_TASK_.
Lines holding the string "React" are the ones to copy; find them all in the data.

_EXTRACTED DATA_.
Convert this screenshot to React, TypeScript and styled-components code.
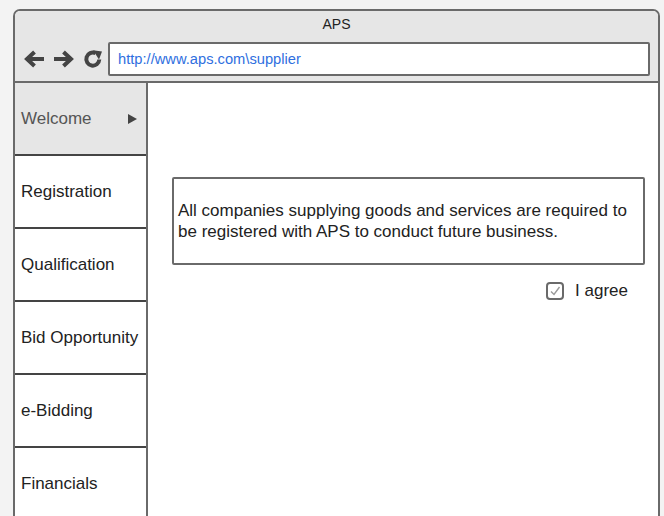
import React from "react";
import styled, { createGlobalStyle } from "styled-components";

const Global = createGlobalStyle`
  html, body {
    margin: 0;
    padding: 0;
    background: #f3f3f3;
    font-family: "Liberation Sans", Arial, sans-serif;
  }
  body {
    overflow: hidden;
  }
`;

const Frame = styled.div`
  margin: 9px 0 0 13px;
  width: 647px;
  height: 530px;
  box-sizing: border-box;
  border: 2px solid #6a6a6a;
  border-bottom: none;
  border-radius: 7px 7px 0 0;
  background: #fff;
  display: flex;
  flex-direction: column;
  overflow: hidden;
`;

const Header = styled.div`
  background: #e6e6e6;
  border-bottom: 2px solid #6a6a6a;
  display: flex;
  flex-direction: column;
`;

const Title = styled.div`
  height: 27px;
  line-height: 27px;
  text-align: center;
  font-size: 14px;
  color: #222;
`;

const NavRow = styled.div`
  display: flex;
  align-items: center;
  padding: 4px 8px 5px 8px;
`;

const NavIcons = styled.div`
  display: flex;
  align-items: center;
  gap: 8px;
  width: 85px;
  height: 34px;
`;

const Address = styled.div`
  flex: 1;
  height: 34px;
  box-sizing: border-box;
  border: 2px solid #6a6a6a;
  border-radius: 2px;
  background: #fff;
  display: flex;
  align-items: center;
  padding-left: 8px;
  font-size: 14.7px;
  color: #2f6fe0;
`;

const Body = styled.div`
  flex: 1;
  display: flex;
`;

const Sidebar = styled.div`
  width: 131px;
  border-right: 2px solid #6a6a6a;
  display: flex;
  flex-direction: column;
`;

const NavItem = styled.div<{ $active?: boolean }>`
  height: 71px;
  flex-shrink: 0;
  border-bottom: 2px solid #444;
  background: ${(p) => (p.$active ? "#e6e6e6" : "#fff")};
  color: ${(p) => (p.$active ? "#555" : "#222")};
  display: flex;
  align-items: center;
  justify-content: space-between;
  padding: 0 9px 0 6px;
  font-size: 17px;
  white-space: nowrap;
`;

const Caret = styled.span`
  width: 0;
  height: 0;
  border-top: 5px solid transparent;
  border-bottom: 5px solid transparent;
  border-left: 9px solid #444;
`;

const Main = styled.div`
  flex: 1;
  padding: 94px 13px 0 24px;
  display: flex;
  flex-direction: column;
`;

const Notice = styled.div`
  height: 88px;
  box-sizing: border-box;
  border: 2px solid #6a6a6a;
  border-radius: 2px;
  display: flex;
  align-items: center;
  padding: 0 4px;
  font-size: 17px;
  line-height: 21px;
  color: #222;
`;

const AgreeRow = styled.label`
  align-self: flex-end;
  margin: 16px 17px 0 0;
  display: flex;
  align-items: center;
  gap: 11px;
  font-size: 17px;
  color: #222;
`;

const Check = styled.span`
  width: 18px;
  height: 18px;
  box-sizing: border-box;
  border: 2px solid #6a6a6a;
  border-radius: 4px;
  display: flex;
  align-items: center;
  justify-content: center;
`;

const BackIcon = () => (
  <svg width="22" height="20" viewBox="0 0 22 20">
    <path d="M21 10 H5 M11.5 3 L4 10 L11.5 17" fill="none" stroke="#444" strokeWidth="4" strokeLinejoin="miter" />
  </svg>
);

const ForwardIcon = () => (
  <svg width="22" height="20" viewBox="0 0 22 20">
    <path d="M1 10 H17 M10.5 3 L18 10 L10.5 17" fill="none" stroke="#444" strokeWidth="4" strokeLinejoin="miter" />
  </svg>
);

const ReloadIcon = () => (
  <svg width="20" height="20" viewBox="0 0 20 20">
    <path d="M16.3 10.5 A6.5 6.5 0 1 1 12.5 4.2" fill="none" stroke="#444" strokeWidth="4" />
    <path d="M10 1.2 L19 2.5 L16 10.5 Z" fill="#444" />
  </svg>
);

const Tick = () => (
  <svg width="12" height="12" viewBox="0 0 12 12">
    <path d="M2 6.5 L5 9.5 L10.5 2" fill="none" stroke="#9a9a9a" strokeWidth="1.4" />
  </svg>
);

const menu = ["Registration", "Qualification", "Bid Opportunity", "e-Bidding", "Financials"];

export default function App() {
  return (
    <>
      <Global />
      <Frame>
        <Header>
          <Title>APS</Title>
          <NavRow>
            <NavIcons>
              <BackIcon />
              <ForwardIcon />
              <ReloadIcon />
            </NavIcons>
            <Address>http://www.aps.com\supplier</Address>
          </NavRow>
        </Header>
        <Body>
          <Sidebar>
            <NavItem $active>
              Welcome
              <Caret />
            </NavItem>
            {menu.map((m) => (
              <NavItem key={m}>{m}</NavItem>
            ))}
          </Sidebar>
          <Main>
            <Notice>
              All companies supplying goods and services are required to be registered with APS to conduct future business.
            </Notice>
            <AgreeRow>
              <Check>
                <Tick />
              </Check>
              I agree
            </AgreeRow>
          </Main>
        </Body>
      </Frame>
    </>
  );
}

--

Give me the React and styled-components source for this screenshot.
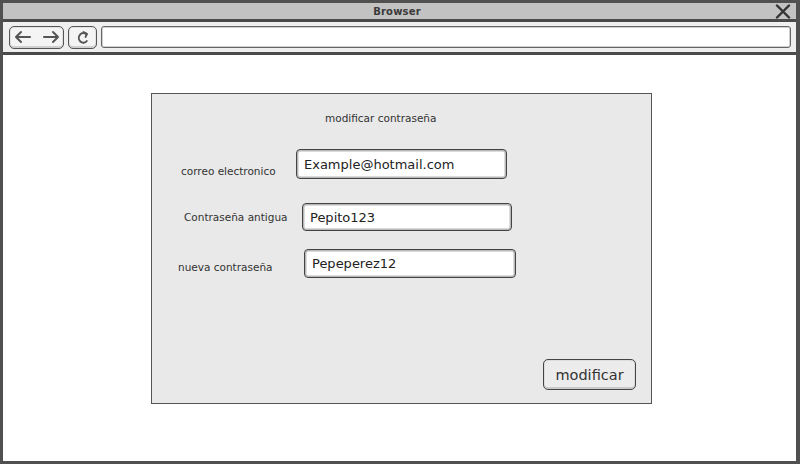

--

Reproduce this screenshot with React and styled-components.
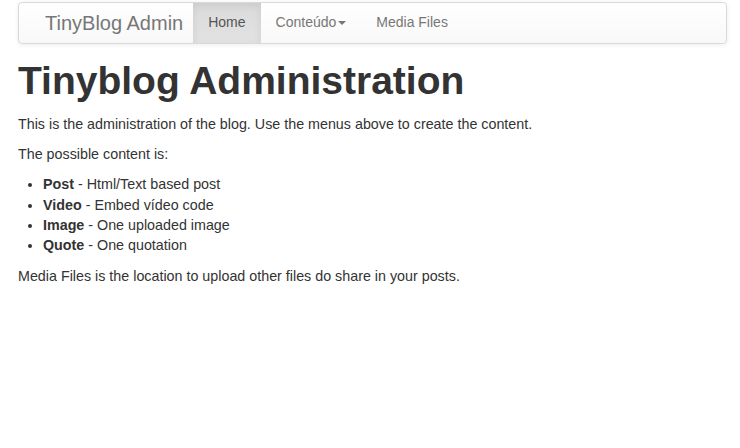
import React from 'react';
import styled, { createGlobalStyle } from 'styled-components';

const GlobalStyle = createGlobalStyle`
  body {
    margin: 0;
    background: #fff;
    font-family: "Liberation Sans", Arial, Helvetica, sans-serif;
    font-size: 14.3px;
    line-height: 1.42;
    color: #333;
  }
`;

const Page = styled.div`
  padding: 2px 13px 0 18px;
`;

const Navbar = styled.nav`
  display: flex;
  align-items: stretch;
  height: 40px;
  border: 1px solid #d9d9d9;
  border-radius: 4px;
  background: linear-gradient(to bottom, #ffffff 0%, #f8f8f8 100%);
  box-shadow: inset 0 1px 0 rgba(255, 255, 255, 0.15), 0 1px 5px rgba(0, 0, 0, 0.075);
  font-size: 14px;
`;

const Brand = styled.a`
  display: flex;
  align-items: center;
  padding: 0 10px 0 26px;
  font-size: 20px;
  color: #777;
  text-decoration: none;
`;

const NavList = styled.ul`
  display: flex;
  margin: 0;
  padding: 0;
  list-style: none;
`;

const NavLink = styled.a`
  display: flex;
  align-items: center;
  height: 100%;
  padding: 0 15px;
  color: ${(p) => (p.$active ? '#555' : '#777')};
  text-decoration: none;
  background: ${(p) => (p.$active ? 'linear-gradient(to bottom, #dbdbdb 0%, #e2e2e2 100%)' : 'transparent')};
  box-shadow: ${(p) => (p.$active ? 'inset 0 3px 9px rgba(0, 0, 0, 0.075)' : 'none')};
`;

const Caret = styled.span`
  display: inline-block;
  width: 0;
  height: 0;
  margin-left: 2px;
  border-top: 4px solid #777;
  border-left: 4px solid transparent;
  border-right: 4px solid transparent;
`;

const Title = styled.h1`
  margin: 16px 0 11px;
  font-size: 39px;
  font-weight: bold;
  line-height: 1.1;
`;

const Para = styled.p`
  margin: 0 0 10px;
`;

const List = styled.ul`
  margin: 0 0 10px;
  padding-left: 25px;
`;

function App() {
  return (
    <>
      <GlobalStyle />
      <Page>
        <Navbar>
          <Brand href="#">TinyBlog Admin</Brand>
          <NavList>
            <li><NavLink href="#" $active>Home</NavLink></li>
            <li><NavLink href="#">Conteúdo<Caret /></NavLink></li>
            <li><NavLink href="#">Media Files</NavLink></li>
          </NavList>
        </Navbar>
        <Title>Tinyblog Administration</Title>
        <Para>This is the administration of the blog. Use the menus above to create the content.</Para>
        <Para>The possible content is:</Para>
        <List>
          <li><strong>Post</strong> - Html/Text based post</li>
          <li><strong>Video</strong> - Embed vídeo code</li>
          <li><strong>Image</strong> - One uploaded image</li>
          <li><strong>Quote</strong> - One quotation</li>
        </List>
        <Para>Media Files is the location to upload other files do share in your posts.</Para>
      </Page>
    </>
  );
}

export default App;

_OUTPUT OF THE TASK_.
Convert this screenshot to React, TypeScript and styled-components code.
import React from "react";
Give me the React and styled-components source for this screenshot.
Reproduce this screenshot with React and styled-components.
import React from 'react';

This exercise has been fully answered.